О рабе Божием Вячеславе, о брате во Христе, всегда помню с сердечной любовью. Незабываема поездка с ним во многие и многие грады и веси, особенно на Прохоровское поле, на его родную, политую кровью Курщину. И поставленный памятник Родине-матери — это же памятник и самому автору. Недавно, будучи в Белгороде, я очень обрадовался возможности поехать к нему. Печалило, что нет Вячеслава Михайловича, но украшает Поле славы зримое воплощение его высокой души, его любовь к России.
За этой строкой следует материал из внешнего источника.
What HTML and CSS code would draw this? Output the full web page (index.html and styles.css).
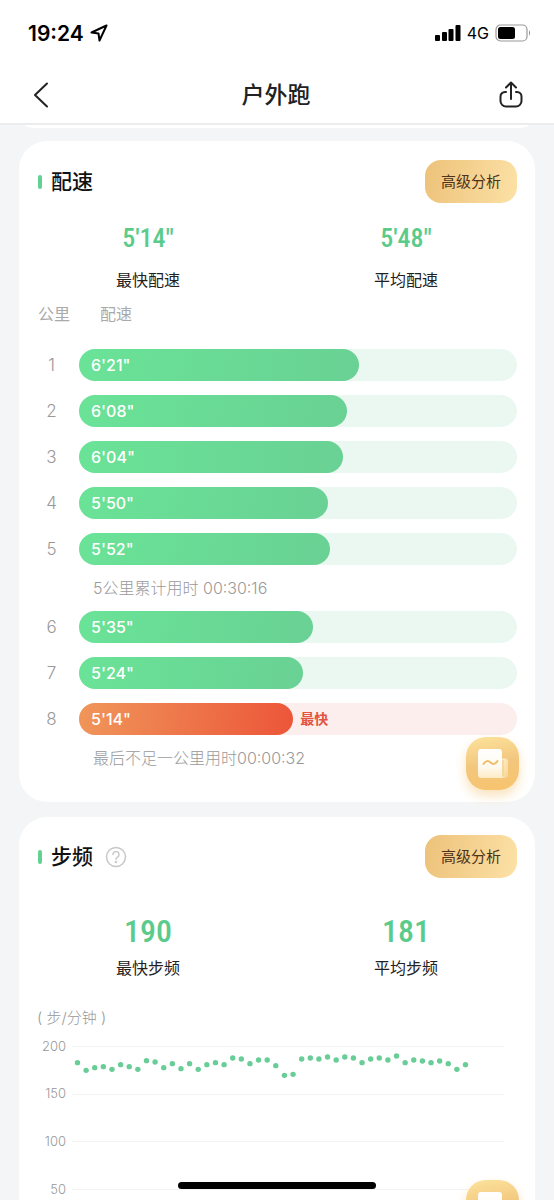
FILE: index.html
```html
<!DOCTYPE html>
<html lang="zh-CN">
<head>
<meta charset="utf-8">
<meta name="viewport" content="width=device-width, initial-scale=1">
<title>户外跑</title>
<link rel="stylesheet" href="styles.css">
</head>
<body>
<svg width="0" height="0" class="defs" aria-hidden="true">
  <defs>
    <linearGradient id="sheet" x1="0" y1="0" x2="0" y2="1"><stop offset="0" stop-color="#fff"/><stop offset=".6" stop-color="#fffaf0"/><stop offset="1" stop-color="#fdebc4"/></linearGradient>
    <linearGradient id="fold" x1="0" y1="0" x2="1" y2="1"><stop offset="0" stop-color="#fff4d8"/><stop offset="1" stop-color="#f7d490"/></linearGradient>
    <symbol id="report" viewBox="0 0 32 32">
      <path d="M23 10.500h5a3 3 0 0 1 3 3V27a3 3 0 0 1-3 3h-7z" fill="url(#fold)"/>
      <path d="M26 12v14.500q0 3-3 3.500" fill="none" stroke="#f3cb83" stroke-width="1"/>
      <path d="M4 1h18a3 3 0 0 1 3 3v20q0 6 2 6H4a3 3 0 0 1-3-3V4a3 3 0 0 1 3-3z" fill="url(#sheet)"/>
      <path d="M6.500 16q3.500-5 7-1.500t7-1.500" fill="none" stroke="#efbd66" stroke-width="2" stroke-linecap="round"/>
    </symbol>
  </defs>
</svg>
<div class="screen">
  <header class="top">
    <div class="status">
      <div class="status-side">
        <span class="clock">19:24</span>
        <svg width="18" height="18" viewBox="0 0 18 18" fill="none" stroke="#000" stroke-width="2" stroke-linejoin="round"><path d="M16.500 1.500 1.500 8.500l7 1L9.500 16.500z"/></svg>
      </div>
      <div class="status-side">
        <svg width="26" height="16" viewBox="0 0 26 16"><rect x="0" y="10" width="5" height="6" rx="1"/><rect x="7" y="7" width="5" height="9" rx="1"/><rect x="13.500" y="4" width="5" height="12" rx="1"/><rect x="20.500" y="0" width="5" height="16" rx="1"/></svg>
        <span class="network">4G</span>
        <svg width="36" height="18" viewBox="0 0 36 18"><rect x="1" y="1" width="31" height="16" rx="4.500" fill="none" stroke="#999" stroke-width="1.200"/><rect x="3" y="3" width="17" height="12" rx="2.500"/><path d="M34 6q2 3 0 6z" fill="#888"/></svg>
      </div>
    </div>
    <nav class="nav">
      <button class="icon-btn" aria-label="返回"><svg width="26" height="28" viewBox="0 0 26 28" fill="none" stroke="#222" stroke-width="2" stroke-linecap="round" stroke-linejoin="round"><path d="M19 2.500 7 14l12 11.500"/></svg></button>
      <h1 class="title">户外跑</h1>
      <button class="icon-btn" aria-label="分享"><svg width="26" height="28" viewBox="0 0 26 28" fill="none" stroke="#222" stroke-width="2" stroke-linecap="round" stroke-linejoin="round"><path d="M13 18V1.500M8 6.500l5-5 5 5M8 11H7a4.500 4.500 0 0 0-4.500 4.500V20A5.500 5.500 0 0 0 8 25.500h10a5.500 5.500 0 0 0 5.500-5.500v-4.500A4.500 4.500 0 0 0 19 11h-1"/></svg></button>
    </nav>
  </header>

  <main class="content">
    <div class="card previous"></div>

    <section class="card pace">
      <div class="card-head"><h2 class="card-title">配速</h2><button class="analyze">高级分析</button></div>
      <div class="stats">
        <div class="stat"><strong class="figure">5'14"</strong><span class="label">最快配速</span></div>
        <div class="stat"><strong class="figure">5'48"</strong><span class="label">平均配速</span></div>
      </div>
      <div class="columns"><span>公里</span><span>配速</span></div>
      <ol class="splits">
        <li class="split"><span class="km">1</span><div class="track"><div class="bar" style="width:64.0%">6'21"</div></div></li>
        <li class="split"><span class="km">2</span><div class="track"><div class="bar" style="width:61.1%">6'08"</div></div></li>
        <li class="split"><span class="km">3</span><div class="track"><div class="bar" style="width:60.2%">6'04"</div></div></li>
        <li class="split"><span class="km">4</span><div class="track"><div class="bar" style="width:56.9%">5'50"</div></div></li>
        <li class="split"><span class="km">5</span><div class="track"><div class="bar" style="width:57.4%">5'52"</div></div></li>
        <li class="note">5公里累计用时 00:30:16</li>
        <li class="split"><span class="km">6</span><div class="track"><div class="bar" style="width:53.5%">5'35"</div></div></li>
        <li class="split"><span class="km">7</span><div class="track"><div class="bar" style="width:51.2%">5'24"</div></div></li>
        <li class="split fastest"><span class="km">8</span><div class="track"><div class="bar" style="width:48.9%">5'14"</div><span class="tag">最快</span></div></li>
        <li class="note">最后不足一公里用时00:00:32</li>
      </ol>
      <button class="report" aria-label="报告"><svg width="32" height="32"><use href="#report"/></svg></button>
    </section>

    <section class="card cadence">
      <div class="card-head"><h2 class="card-title">步频</h2>
        <button class="help" aria-label="说明"><svg width="22" height="22" viewBox="0 0 22 22" fill="none" stroke="#c8c8c8" stroke-width="1.500" stroke-linecap="round"><circle cx="11" cy="11" r="9.500"/><path d="M8 8.500a3 3 0 1 1 4.500 2.600q-1.500.9-1.500 2.200"/><circle cx="11" cy="16" r=".5" fill="#c8c8c8"/></svg></button>
        <button class="analyze">高级分析</button></div>
      <div class="stats">
        <div class="stat"><strong class="figure">190</strong><span class="label">最快步频</span></div>
        <div class="stat"><strong class="figure">181</strong><span class="label">平均步频</span></div>
      </div>
      <div class="unit">( 步/分钟 )</div>
      <svg class="chart" viewBox="0 0 479 170" role="img" aria-label="步频图">
        <g class="grid"><path d="M34 10.500H466M34 58.500H466M34 105.500H466M34 153.500H466"/></g>
        <g class="axis"><text x="28" y="15">200</text><text x="28" y="62">150</text><text x="28" y="110">100</text><text x="28" y="158">50</text></g>
        <g id="dots" class="dots"></g>
      </svg>
      <button class="report" aria-label="报告"><svg width="32" height="32"><use href="#report"/></svg></button>
    </section>
  </main>
  <div class="home"></div>
</div>
<script src="chart.js"></script>
</body>
</html>
```
FILE: styles.css
```css
* { box-sizing: border-box; }
body, h1, h2, ol { margin: 0; padding: 0; }
body { font-family: "Liberation Sans", "Noto Sans CJK SC", sans-serif; background: #f4f5f7; color: #222; font-size: 16px; }
button { border: 0; padding: 0; background: none; font: inherit; color: inherit; cursor: pointer; }
svg { display: block; flex: none; }
.defs { position: absolute; }
.screen { height: 100vh; display: flex; flex-direction: column; overflow: hidden; }
.top { flex: none; background: #fff; border-bottom: 2px solid #ebecee; }
.status { display: flex; justify-content: space-between; align-items: center; height: 66px; padding: 0 23px 0 28px; }
.status-side { display: flex; align-items: center; gap: 6px; font-family: Inter, sans-serif; color: #000; }
.clock { font-size: 21px; font-weight: 600; }
.network { font-size: 16px; font-weight: 400; }
.nav { display: flex; align-items: center; justify-content: space-between; height: 57px; padding: 0 30px 0 28px; }
.title { font-size: 23px; line-height: 32px; font-weight: 500; }
.content { flex: 1; min-height: 0; overflow: hidden; padding: 0 19px; }
.card { position: relative; background: #fff; border-radius: 28px; margin-bottom: 15px; }
.previous { height: 28px; margin-top: -25px; margin-bottom: 13px; }
.pace { padding: 19px 0 35px; }
.cadence { padding: 18px 0 39px; }
.card-head { display: flex; align-items: center; padding: 0 18px 0 19px; height: 43px; }
.card-title { display: flex; align-items: center; gap: 9px; font-size: 21px; line-height: 28px; font-weight: 500; color: #111; }
.card-title::before { content: ""; width: 4px; height: 14px; border-radius: 2px; background: #62d292; }
.help { margin-left: 12px; }
.analyze { margin-left: auto; height: 43px; padding: 0 16px; border-radius: 16px; font-size: 15px; line-height: 20px; color: #4d3317; background: linear-gradient(100deg, #edc27a, #fce1a6); }
.stats { display: grid; grid-template-columns: 1fr 1fr; padding-top: 15px; }
.stat { display: flex; flex-direction: column; align-items: center; }
.figure { height: 40px; line-height: 40px; font-family: "Roboto Condensed", "Liberation Sans Narrow", "Liberation Sans", sans-serif; font-size: 26px; font-weight: 500; color: #5bcb8b; }
.label { line-height: 24px; margin-top: 11px; }
.cadence .stats { padding-top: 33px; }
.cadence .figure { font-size: 32px; }
.cadence .label { margin-top: 6px; }
.columns { display: flex; gap: 30px; padding: 10px 19px 0; line-height: 24px; color: #aaa; }
.splits { list-style: none; display: grid; gap: 14px; padding: 22px 18px 0 19px; }
.split { display: grid; grid-template-columns: 27px 1fr; gap: 14px; align-items: center; }
.km { text-align: center; font-family: Inter, sans-serif; font-size: 17px; line-height: 20px; font-weight: 300; color: #999; }
.track { display: flex; align-items: center; height: 32px; border-radius: 16px; background: #ebf8f2; }
.bar { height: 32px; line-height: 32px; padding-left: 12px; border-radius: 16px; background: linear-gradient(100deg, #6ae397, #69d194); color: #fff; font-family: Inter, sans-serif; font-size: 16px; font-weight: 500; }
.fastest .track { background: #fbeeed; }
.fastest .bar { background: linear-gradient(100deg, #f0965a, #ec5539); }
.tag { margin-left: 7px; font-size: 14px; line-height: 20px; font-weight: 700; color: #e35440; }
.note { padding-left: 55px; line-height: 18px; font-family: Inter, "Noto Sans CJK SC", sans-serif; font-weight: 300; color: #999; }
.report { position: absolute; right: 16px; bottom: 12px; width: 53px; height: 53px; border-radius: 20px; display: grid; place-items: center; background: linear-gradient(170deg, #fce39c, #f3c67e 50%, #f8c46c); box-shadow: 0 6px 12px #fae3bd; }
.unit { margin: 26px 18px 0; line-height: 22px; font-family: Inter, "Noto Sans CJK SC", sans-serif; font-size: 15px; font-weight: 300; color: #999; }
.chart { width: calc(100% - 37px); margin: 7px 18px 0 19px; }
.grid { stroke: #f3f3f3; fill: none; }
.axis { font-family: Inter, sans-serif; font-size: 13px; font-weight: 300; fill: #999; text-anchor: end; }
.dots { fill: #68cd97; }
.home { position: fixed; left: 50%; bottom: 11px; width: 198px; height: 7px; margin-left: -99px; border-radius: 4px; background: #000; }
```
FILE: chart.js
```js
// Vertical dot positions, in thirds of a chart unit.
const samples = [188,211,203,200,208,194,200,208,182,186,203,191,206,191,208,194,188,194,174,177,191,180,180,197,226,223,177,174,177,171,180,171,174,188,177,174,180,168,188,180,183,188,183,191,208,194];
const step = 388 / (samples.length - 1);
const dots = document.getElementById("dots");
samples.forEach((value, i) => {
  const dot = document.createElementNS("http://www.w3.org/2000/svg", "circle");
  dot.setAttribute("cx", 39.5 + i * step);
  dot.setAttribute("cy", (value - 108) / 3);
  dot.setAttribute("r", 2.7);
  dots.appendChild(dot);
});
```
Тихо и торжественно было в эти предзакатные часы. Никто не торопил, и я далеко ушагал от холма, чтобы, оглянувшись, восторженно замереть от осознания величия нашего Отечества. Мы, люди, были уже в тени, но высоко вознесённое изображение Божией Матери, казалось, было не освещено закатным светом, а само источало его.

И как представить Россию, славянские страны без работ Клыкова? Вольно и радостно летать ангелам-хранителям России в их пространстве. А кроме скульптур ещё стоят на страже Отечества и Поклонные Кресты, облик которых разработан Клыковым. Обозначают они места уничтоженных — не навсегда! — церквей, места захоронений воинов и распутия дорог. Российских, русских дорог, по какой из которых ни пойди, всё будешь ощущать себя воином за Святую Русь.

… А вместо шапок, выкинутых нами в окно гостиницы «Россия», Василий Иванович Белов прислал нам другие.